Exercise details =
Select, from the data, each line where "React" occurs.

========

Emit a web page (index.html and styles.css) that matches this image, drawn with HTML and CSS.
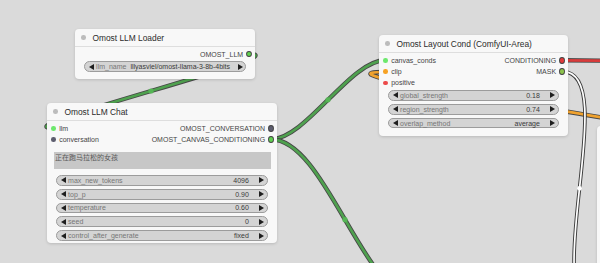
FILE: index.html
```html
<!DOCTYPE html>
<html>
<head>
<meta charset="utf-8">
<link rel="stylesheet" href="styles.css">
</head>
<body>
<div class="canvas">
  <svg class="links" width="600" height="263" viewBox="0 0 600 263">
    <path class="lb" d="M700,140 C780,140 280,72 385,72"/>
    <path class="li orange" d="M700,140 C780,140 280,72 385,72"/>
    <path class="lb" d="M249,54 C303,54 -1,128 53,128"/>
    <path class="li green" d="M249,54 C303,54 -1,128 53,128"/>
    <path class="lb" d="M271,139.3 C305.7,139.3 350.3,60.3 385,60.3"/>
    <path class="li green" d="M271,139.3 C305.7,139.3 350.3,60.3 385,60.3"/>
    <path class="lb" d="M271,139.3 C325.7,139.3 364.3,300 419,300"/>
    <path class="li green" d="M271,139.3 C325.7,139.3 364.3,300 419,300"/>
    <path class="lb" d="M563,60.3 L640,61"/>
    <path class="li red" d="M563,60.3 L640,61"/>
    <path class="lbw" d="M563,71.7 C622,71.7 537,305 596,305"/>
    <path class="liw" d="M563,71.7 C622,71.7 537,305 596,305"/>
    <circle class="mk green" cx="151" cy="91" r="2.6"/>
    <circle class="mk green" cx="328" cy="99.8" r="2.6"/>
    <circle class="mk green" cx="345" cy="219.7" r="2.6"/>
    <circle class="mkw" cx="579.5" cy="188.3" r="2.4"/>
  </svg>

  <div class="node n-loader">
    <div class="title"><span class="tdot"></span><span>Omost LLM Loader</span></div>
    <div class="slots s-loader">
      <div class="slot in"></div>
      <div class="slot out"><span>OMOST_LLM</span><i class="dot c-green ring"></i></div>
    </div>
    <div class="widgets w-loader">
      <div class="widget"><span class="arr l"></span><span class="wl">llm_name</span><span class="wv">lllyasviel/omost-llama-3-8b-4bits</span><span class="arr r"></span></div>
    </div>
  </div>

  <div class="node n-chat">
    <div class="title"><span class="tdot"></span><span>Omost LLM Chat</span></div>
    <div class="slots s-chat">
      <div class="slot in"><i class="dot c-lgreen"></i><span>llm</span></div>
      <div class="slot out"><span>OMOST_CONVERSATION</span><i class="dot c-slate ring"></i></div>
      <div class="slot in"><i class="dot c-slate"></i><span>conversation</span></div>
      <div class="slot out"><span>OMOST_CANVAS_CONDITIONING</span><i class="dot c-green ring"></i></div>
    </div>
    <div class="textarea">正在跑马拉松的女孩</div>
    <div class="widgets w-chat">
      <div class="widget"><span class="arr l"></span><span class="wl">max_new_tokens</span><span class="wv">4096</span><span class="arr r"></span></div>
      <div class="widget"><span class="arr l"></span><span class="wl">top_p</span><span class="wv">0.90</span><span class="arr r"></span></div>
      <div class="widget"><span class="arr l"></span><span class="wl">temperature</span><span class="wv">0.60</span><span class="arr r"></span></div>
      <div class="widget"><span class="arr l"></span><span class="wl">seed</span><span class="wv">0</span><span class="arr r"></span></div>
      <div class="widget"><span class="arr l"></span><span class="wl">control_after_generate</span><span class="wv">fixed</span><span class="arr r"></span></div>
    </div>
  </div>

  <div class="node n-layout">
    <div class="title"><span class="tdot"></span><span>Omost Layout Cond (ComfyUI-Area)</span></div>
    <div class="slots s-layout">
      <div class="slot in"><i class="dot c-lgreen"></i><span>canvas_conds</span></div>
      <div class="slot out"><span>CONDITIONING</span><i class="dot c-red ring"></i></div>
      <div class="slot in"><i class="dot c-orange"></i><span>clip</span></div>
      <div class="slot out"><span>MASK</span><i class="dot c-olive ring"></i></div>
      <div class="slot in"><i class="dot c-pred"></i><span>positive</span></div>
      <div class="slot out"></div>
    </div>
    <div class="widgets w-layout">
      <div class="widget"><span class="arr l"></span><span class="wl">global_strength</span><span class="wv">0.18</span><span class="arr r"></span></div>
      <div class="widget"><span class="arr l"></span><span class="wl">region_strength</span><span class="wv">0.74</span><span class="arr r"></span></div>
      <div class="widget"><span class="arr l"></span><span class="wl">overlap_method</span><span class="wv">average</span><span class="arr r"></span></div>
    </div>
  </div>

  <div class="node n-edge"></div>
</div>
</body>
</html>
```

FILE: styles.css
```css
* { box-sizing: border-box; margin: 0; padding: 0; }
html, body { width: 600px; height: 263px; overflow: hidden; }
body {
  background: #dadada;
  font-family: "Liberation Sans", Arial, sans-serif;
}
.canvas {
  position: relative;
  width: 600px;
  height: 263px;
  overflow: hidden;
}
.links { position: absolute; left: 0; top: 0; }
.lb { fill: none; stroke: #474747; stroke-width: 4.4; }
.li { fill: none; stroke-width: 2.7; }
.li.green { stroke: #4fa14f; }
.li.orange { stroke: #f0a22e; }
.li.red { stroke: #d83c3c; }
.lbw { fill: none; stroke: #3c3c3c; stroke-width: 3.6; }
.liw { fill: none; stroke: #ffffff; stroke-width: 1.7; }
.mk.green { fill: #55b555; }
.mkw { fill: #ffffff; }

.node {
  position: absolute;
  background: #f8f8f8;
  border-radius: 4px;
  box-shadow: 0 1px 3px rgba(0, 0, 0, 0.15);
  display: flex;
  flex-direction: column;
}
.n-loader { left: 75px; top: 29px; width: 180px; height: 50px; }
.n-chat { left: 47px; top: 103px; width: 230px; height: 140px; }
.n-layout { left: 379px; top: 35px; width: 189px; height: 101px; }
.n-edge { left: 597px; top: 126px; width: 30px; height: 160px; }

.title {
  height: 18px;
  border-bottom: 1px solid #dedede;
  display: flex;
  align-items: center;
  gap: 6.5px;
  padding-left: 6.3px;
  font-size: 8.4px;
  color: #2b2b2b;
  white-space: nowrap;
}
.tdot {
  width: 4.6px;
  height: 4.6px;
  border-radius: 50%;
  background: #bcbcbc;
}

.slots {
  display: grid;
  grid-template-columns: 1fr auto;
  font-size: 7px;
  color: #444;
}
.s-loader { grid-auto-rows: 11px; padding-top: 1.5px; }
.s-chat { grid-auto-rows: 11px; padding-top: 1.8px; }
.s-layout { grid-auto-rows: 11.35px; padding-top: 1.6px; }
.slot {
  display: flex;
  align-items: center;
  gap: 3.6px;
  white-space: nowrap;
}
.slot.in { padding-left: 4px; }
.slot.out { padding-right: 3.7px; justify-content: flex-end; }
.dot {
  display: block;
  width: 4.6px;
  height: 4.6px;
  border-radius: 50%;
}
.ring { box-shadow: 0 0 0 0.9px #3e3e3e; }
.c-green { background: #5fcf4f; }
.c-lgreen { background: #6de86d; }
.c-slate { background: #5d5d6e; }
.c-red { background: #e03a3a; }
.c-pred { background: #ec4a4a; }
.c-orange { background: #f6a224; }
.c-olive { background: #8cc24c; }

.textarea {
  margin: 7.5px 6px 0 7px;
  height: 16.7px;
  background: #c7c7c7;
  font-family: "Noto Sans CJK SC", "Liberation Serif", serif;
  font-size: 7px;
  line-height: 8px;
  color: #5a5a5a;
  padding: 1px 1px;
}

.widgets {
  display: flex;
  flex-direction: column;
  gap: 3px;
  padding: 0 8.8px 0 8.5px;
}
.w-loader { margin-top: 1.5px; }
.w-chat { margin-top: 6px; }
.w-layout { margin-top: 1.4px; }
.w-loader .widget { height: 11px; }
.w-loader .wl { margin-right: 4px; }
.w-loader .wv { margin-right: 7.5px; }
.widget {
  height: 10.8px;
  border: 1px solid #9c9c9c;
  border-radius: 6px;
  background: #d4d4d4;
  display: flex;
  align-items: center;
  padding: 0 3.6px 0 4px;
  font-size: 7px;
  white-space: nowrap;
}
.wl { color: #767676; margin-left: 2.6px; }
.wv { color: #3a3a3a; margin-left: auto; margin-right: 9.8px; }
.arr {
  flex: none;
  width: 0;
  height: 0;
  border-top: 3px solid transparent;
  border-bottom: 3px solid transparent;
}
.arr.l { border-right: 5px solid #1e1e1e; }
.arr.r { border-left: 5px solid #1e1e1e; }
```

========

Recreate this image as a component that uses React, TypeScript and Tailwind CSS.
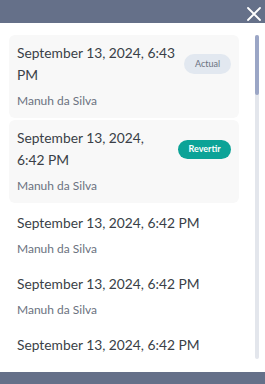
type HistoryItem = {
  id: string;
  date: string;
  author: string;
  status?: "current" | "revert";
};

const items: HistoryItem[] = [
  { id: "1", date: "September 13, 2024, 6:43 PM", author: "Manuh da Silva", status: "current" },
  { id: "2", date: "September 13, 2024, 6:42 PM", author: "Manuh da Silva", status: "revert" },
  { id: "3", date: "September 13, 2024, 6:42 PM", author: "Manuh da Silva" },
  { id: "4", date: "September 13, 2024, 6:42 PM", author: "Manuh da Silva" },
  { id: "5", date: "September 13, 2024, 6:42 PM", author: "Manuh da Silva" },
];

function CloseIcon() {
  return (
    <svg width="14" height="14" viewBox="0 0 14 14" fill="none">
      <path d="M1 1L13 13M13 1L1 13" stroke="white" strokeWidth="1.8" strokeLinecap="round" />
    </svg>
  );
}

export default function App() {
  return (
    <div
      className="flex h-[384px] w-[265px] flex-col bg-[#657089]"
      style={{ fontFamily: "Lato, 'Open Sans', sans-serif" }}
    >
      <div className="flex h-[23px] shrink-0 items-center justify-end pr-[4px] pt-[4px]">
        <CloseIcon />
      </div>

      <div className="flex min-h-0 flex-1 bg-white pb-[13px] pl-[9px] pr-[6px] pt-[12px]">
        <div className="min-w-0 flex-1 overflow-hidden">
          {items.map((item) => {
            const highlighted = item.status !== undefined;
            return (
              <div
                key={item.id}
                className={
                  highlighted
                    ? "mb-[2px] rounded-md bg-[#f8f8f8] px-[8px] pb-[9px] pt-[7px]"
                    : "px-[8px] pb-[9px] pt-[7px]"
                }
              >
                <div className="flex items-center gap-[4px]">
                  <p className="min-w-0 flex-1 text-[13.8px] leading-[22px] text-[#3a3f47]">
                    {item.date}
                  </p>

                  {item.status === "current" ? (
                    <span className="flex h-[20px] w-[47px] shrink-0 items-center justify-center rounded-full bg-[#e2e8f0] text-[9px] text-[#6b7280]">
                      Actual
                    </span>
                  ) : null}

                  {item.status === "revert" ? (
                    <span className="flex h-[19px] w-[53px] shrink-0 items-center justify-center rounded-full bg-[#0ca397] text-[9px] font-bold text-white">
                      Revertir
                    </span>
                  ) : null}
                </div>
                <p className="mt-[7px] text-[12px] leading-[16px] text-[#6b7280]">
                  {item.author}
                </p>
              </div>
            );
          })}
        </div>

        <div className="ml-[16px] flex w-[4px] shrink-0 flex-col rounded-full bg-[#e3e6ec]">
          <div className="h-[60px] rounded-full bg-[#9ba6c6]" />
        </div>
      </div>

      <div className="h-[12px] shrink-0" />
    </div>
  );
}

========

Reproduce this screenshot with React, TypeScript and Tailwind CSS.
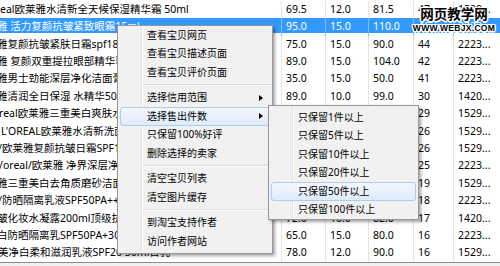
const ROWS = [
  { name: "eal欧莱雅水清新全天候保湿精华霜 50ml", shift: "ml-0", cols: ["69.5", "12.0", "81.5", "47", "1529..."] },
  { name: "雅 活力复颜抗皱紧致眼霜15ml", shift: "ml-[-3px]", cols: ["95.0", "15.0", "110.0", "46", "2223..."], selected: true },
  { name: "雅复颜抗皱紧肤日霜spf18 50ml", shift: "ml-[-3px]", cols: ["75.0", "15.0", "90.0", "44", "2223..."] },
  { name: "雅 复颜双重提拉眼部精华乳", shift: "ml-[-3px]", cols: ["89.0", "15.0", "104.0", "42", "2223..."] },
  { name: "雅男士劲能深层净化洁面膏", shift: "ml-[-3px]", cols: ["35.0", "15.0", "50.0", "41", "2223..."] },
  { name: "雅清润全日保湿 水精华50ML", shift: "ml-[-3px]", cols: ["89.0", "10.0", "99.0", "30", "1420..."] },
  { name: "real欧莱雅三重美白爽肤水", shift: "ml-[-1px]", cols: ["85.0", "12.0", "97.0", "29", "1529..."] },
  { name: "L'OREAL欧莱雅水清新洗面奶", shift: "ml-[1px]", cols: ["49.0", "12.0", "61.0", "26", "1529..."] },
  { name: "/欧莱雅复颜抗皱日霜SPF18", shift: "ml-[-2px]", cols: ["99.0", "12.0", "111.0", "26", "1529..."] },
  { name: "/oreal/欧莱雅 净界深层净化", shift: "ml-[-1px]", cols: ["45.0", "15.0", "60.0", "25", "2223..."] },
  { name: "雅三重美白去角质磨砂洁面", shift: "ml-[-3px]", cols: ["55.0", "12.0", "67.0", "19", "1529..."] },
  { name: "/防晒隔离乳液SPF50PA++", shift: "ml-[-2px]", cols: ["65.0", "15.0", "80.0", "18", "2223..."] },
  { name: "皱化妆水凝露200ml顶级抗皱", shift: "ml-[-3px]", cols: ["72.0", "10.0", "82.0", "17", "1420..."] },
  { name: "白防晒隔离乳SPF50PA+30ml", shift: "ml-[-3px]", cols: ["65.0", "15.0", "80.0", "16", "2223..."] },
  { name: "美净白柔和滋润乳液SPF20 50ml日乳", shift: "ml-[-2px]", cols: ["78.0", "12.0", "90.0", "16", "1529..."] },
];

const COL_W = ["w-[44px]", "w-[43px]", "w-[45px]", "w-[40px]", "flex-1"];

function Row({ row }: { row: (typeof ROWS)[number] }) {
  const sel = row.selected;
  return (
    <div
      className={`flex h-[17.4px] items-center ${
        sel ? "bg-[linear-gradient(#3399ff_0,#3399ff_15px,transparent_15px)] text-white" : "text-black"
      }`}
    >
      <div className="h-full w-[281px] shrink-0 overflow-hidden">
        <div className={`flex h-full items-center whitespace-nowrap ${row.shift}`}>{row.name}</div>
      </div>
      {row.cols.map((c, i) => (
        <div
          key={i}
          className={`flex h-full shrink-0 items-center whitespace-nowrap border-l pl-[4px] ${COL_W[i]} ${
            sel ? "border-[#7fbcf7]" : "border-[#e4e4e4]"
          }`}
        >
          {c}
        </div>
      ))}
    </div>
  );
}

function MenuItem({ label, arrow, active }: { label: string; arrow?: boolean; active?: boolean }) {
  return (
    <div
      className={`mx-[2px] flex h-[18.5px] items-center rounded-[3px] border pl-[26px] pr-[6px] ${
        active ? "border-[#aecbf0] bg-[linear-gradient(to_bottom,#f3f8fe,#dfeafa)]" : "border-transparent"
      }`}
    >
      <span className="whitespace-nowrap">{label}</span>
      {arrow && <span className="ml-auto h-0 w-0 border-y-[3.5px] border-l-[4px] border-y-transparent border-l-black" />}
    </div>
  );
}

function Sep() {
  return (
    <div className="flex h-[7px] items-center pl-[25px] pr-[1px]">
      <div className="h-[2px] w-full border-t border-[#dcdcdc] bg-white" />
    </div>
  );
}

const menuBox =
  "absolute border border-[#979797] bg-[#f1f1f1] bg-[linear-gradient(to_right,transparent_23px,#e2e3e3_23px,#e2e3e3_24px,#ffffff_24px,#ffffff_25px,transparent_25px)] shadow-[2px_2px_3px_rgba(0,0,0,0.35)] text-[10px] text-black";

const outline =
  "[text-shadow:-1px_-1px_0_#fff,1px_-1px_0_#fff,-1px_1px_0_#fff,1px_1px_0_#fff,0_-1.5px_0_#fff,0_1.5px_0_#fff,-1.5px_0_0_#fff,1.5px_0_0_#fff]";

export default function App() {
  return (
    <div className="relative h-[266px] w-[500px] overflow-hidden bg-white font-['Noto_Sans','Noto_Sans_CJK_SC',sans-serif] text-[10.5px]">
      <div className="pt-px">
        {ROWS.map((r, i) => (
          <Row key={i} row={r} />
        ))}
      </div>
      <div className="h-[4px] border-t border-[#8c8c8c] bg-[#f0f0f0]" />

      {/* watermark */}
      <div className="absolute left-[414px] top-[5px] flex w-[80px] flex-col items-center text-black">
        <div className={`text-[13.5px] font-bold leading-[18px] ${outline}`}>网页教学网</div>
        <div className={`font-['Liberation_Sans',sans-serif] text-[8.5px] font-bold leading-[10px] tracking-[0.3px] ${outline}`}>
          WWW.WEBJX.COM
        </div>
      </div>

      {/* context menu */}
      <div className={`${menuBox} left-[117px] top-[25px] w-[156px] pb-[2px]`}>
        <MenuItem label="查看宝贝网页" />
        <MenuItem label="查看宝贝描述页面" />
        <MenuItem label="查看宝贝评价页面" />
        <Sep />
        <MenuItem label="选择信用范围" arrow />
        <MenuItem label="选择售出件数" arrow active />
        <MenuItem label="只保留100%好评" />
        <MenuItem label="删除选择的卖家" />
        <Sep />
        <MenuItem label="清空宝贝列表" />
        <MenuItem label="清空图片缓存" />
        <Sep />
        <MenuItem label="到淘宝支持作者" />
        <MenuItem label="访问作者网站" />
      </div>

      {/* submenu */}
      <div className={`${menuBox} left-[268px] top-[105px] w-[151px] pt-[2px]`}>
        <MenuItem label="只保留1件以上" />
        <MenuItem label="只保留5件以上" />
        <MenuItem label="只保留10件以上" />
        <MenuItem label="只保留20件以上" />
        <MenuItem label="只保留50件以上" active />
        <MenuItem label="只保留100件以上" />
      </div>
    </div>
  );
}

========

Result of the task =
Recreate this image as a component that uses React, TypeScript and Tailwind CSS.
Reproduce this screenshot with React, TypeScript and Tailwind CSS.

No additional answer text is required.